Keith gets up earlier than anyone does so he makes the coffee first thing. It is our custom, my cousins and I, to take a cup of coffee out to the front porch first thing in the morning, while everything is peaceful. We rock. We listen. We reminisce. We drink our coffee. We swing on the porch swing, sometimes we talk, and sometimes we’re just quiet.

On this particular morning, we heard a rumble far off across the prairie. We pricked up our ears. Was that thunder? There were gray clouds overhead but sunshine on the horizon. “Do you think it will rain?” Keith asked. I’d looked at the weather app on my handy-dandy-still-new-toy smart phone and said, “I don’t think it’s going to amount to anything.”

The rumbling got closer and closer. “It sounds like bowling balls rolling,” Keith said. “Can you hear it? There it starts rolling down the alley and now BANG, the lightning strikes.” I could hear it.

“To me, it sounds like kettle drums in an orchestra,” I said. “It starts out soft and then the drumming gets louder and louder and then WHAM, the cymbals crash.” The lightning flashed. It was quite a show.

Literally, we could hear the storm coming to us across the prairie, deep bass rumbling getting closer and closer, louder and more ferocious. A few raindrops splattered on the sidewalk. “I think it’s going to rain,” Keith said. I was skeptical. Then the rain started coming down in earnest, sheets of rain falling straight down.

It was delicious to be sitting under the broad porch eaves, completely protected from the rain, while all that water just fell from the sky.

“So much for no rain,” my cousin said with a grin.

We’ve always loved sitting on the porch in the rain.

“Remember how your mom would scold us about being outside in the rain?” I asked Keith.
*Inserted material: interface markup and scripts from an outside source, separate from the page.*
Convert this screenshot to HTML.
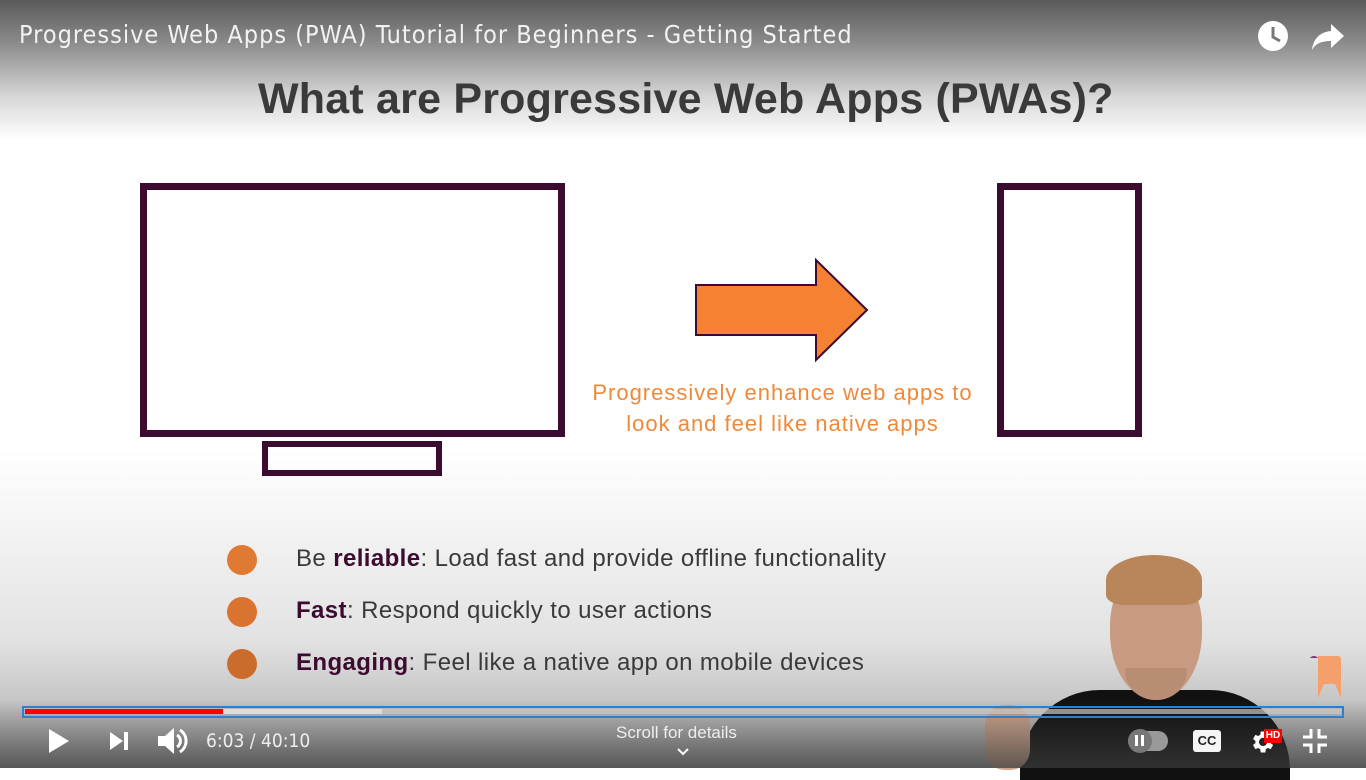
<!DOCTYPE html>
<html><head><meta charset="utf-8"><style>
*{margin:0;padding:0;box-sizing:border-box}
body{width:1366px;height:768px;overflow:hidden;position:relative;background:#fff;font-family:"Liberation Sans",sans-serif}
.abs{position:absolute}
.topg{left:0;top:0;width:1366px;height:140px;background:linear-gradient(#5a5a5a 0%,#8a8a8a 30%,#d8d8d8 70%,rgba(255,255,255,0) 100%)}
.slideg{left:0;top:450px;width:1366px;height:318px;background:linear-gradient(rgba(255,255,255,0),#e2e2e2 60%,#c4c4c4 80%,#aaa 100%)}
.botg{left:0;top:700px;width:1366px;height:68px;background:linear-gradient(rgba(60,60,60,0),rgba(60,60,60,.75))}
.title{left:19px;top:20px;color:#f2f2f2;font-size:25px;font-family:"DejaVu Sans Condensed","Liberation Sans",sans-serif;letter-spacing:1px}
h1{position:absolute;left:258px;top:75px;font-size:43px;font-weight:bold;color:#3a3a3a;letter-spacing:0.2px}
.pur{border:7px solid #3b0b30}
.cap{left:540px;width:485px;text-align:center;color:#f0883a;font-size:22px;line-height:31px;top:377px;letter-spacing:1px}
.li{left:296px;font-size:24px;color:#3a3a3a;letter-spacing:0.4px}
.li b{color:#3b0b30}
.dot{left:227px;width:30px;height:30px;border-radius:50%;background:#e07a33}
.ctl{color:#eee;font-size:19px}
</style></head><body>
<div class="abs topg"></div>
<div class="abs slideg"></div>
<div class="abs title">Progressive Web Apps (PWA) Tutorial for Beginners - Getting Started</div>
<svg class="abs" style="left:1256px;top:19px" width="34" height="34" viewBox="0 0 34 34"><circle cx="17" cy="17" r="15" fill="#fff"/><path d="M17 8v10l7 4" stroke="#777" stroke-width="3" fill="none"/></svg>
<svg class="abs" style="left:1311px;top:22px" width="34" height="30" viewBox="0 0 34 30"><path d="M20 2l13 12-13 12v-7C10 19 4 22 1 28 2 18 8 10 20 9z" fill="#fff"/></svg>
<h1>What are Progressive Web Apps (PWAs)?</h1>
<div class="abs pur" style="left:140px;top:183px;width:425px;height:254px"></div>
<div class="abs" style="left:262px;top:441px;width:180px;height:35px;border:6px solid #3b0b30"></div>
<div class="abs pur" style="left:997px;top:183px;width:145px;height:254px"></div>
<svg class="abs" style="left:695px;top:258px" width="175" height="105" viewBox="0 0 175 105"><path d="M1 27h120V2l51 50-51 50V77H1z" fill="#f58233" stroke="#3b0b30" stroke-width="2"/></svg>
<div class="abs cap">Progressively enhance web apps to<br>look and feel like native apps</div>
<div class="abs dot" style="top:545px"></div>
<div class="abs dot" style="top:597px;background:#d9732f"></div>
<div class="abs dot" style="top:649px;background:#cc6c2c"></div>
<div class="abs li" style="top:545px">Be <b>reliable</b>: Load fast and provide offline functionality</div>
<div class="abs li" style="top:597px"><b>Fast</b>: Respond quickly to user actions</div>
<div class="abs li" style="top:649px"><b>Engaging</b>: Feel like a native app on mobile devices</div>
<!-- person -->
<div class="abs" style="left:1020px;top:690px;width:270px;height:90px;background:#111;border-radius:80px 80px 0 0"></div>
<div class="abs" style="left:1110px;top:565px;width:92px;height:135px;background:#c89a82;border-radius:45% 45% 50% 50%"></div>
<div class="abs" style="left:1106px;top:555px;width:96px;height:50px;background:#b8865a;border-radius:50% 50% 20% 20%"></div>
<div class="abs" style="left:1125px;top:668px;width:62px;height:32px;background:#b48a70;border-radius:0 0 30px 30px;opacity:.8"></div>
<div class="abs" style="left:985px;top:705px;width:45px;height:65px;background:#d0a68d;border-radius:20px"></div>
<svg class="abs" style="left:1308px;top:653px" width="36" height="46" viewBox="0 0 36 46"><path d="M2 5a5 5 0 0 1 8 0z" fill="#7b3a7a"/><path d="M10 3h20a3 3 0 0 1 3 3v39l-6-14h-11l-6 14z" fill="#f5a06a"/></svg>
<div class="abs botg"></div>
<!-- progress -->
<div class="abs" style="left:22px;top:706px;width:1322px;height:12px;border:2px solid #2f7fcf"></div>
<div class="abs" style="left:25px;top:709px;width:1316px;height:5px;background:rgba(200,200,200,.7)"></div>
<div class="abs" style="left:25px;top:709px;width:357px;height:5px;background:#ddd"></div>
<div class="abs" style="left:25px;top:709px;width:198px;height:5px;background:#f00"></div>
<svg class="abs" style="left:47px;top:728px" width="24" height="26"><path d="M2 1l20 12-20 12z" fill="#fff"/></svg>
<svg class="abs" style="left:108px;top:731px" width="24" height="20"><path d="M2 1l13 9-13 9z M16 1h4v18h-4z" fill="#fff"/></svg>
<svg class="abs" style="left:156px;top:726px" width="34" height="30"><path d="M2 10h7l9-8v26l-9-8H2z" fill="#fff"/><path d="M21 9a7 7 0 0 1 0 12M24 4a13 13 0 0 1 0 22" stroke="#fff" stroke-width="3" fill="none"/></svg>
<div class="abs ctl" style="left:206px;top:730px;font-family:'DejaVu Sans Condensed','Liberation Sans',sans-serif;font-size:19px">6:03 / 40:10</div>
<div class="abs ctl" style="left:616px;top:723px;font-size:17px">Scroll for details</div>
<svg class="abs" style="left:676px;top:747px" width="14" height="10"><path d="M2 2l5 5 5-5" stroke="#fff" stroke-width="2" fill="none"/></svg>
<div class="abs" style="left:1128px;top:731px;width:40px;height:20px;border-radius:10px;background:#999"></div>
<div class="abs" style="left:1128px;top:729px;width:24px;height:24px;border-radius:50%;background:#777"></div>
<div class="abs" style="left:1135px;top:735px;width:3px;height:11px;background:#fff;box-shadow:6px 0 #fff"></div>
<div class="abs" style="left:1193px;top:730px;width:28px;height:22px;border-radius:3px;background:#f5f5f5;color:#222;font-weight:bold;font-size:13px;text-align:center;line-height:22px">CC</div>
<svg class="abs" style="left:1248px;top:728px" width="28" height="28" viewBox="0 0 24 24"><path fill="#fff" d="M19.4 13a7.5 7.5 0 0 0 0-2l2.1-1.6-2-3.5-2.5 1a7 7 0 0 0-1.7-1L14.9 3h-4l-.4 2.9a7 7 0 0 0-1.7 1l-2.5-1-2 3.5L6.4 11a7.5 7.5 0 0 0 0 2l-2.1 1.6 2 3.5 2.5-1a7 7 0 0 0 1.7 1l.4 2.9h4l.4-2.9a7 7 0 0 0 1.7-1l2.5 1 2-3.5zM12.9 15.5a3.5 3.5 0 1 1 0-7 3.5 3.5 0 0 1 0 7z"/></svg>
<div class="abs" style="left:1264px;top:729px;width:18px;height:14px;background:#f00;color:#fff;font-size:10px;font-weight:bold;line-height:14px;text-align:center">HD</div>
<svg class="abs" style="left:1302px;top:728px" width="26" height="26"><path d="M9 1v8H1M17 1v8h8M9 25v-8H1M17 25v-8h8" stroke="#fff" stroke-width="3" fill="none"/></svg>
</body></html>
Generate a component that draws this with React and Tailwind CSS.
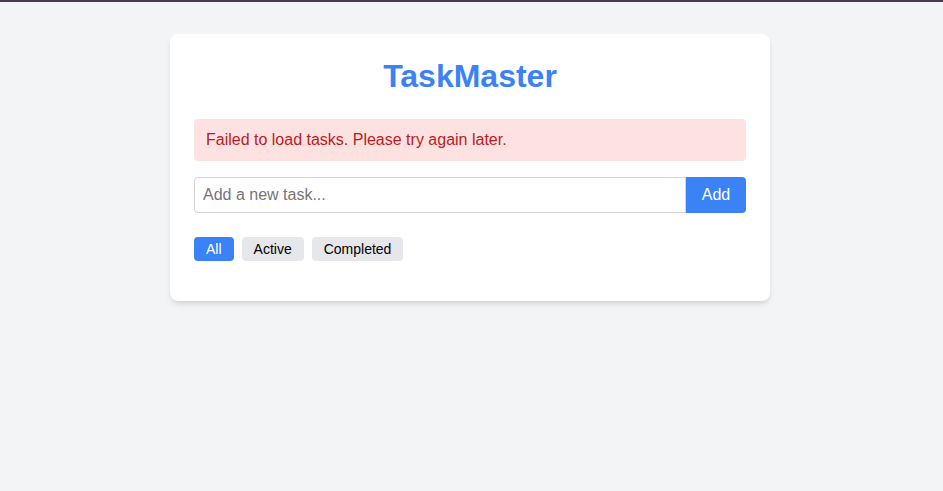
export default function App() {
  return (
    <div className="min-h-[491px] bg-[#f3f4f6] border-t-2 border-[#4a3a4f] pt-8 pr-[3px]" style={{ fontFamily: '"Liberation Sans", Arial, sans-serif' }}>
      <div className="mx-auto w-[600px] bg-white rounded-lg shadow-md p-6">
        <h1 className="text-[32px] leading-[37px] font-bold text-[#3b82f6] text-center mb-6">TaskMaster</h1>
        <div className="bg-[#fee2e2] text-[#b91c1c] rounded px-3 py-[9px] leading-6 mb-4">Failed to load tasks. Please try again later.</div>
        <div className="flex mb-6">
          <input className="flex-1 h-9 border border-[#d1d5db] rounded-l px-2 text-base placeholder-[#757575] outline-none" placeholder="Add a new task..." />
          <button className="w-[60px] h-9 bg-[#3b82f6] text-white rounded-r text-base">Add</button>
        </div>
        <div className="flex gap-2">
          <button className="px-3 h-6 text-sm rounded bg-[#3b82f6] text-white">All</button>
          <button className="px-3 h-6 text-sm rounded bg-[#e5e7eb] text-black">Active</button>
          <button className="px-3 h-6 text-sm rounded bg-[#e5e7eb] text-black">Completed</button>
        </div>
        <ul className="mt-4"></ul>
      </div>
    </div>
  );
}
“Remember the time we had to go down in the basement and wait out that tornado warning?” Keith said. “Remember when Alan was trying to get a picture of the lightning behind the Ramona House and Aunt Gertie and Aunt Frieda drove over and said, ‘You kids get out from under that tree and get into the house! It’s dangerous out here. You should know better.’ And we laughed at them. Remember?”

They are all gone now.

We’d been sitting on the porch, listening to the thunder rolling for quite some time, enjoying the show. The kettledrum parade was moving on by, the storm was passing and then suddenly the wind picked up, whooshing out of the west, driving the rain sideways, drenching us as we sat on the porch. We got up and started to move. It was another day in the country and time to go inside!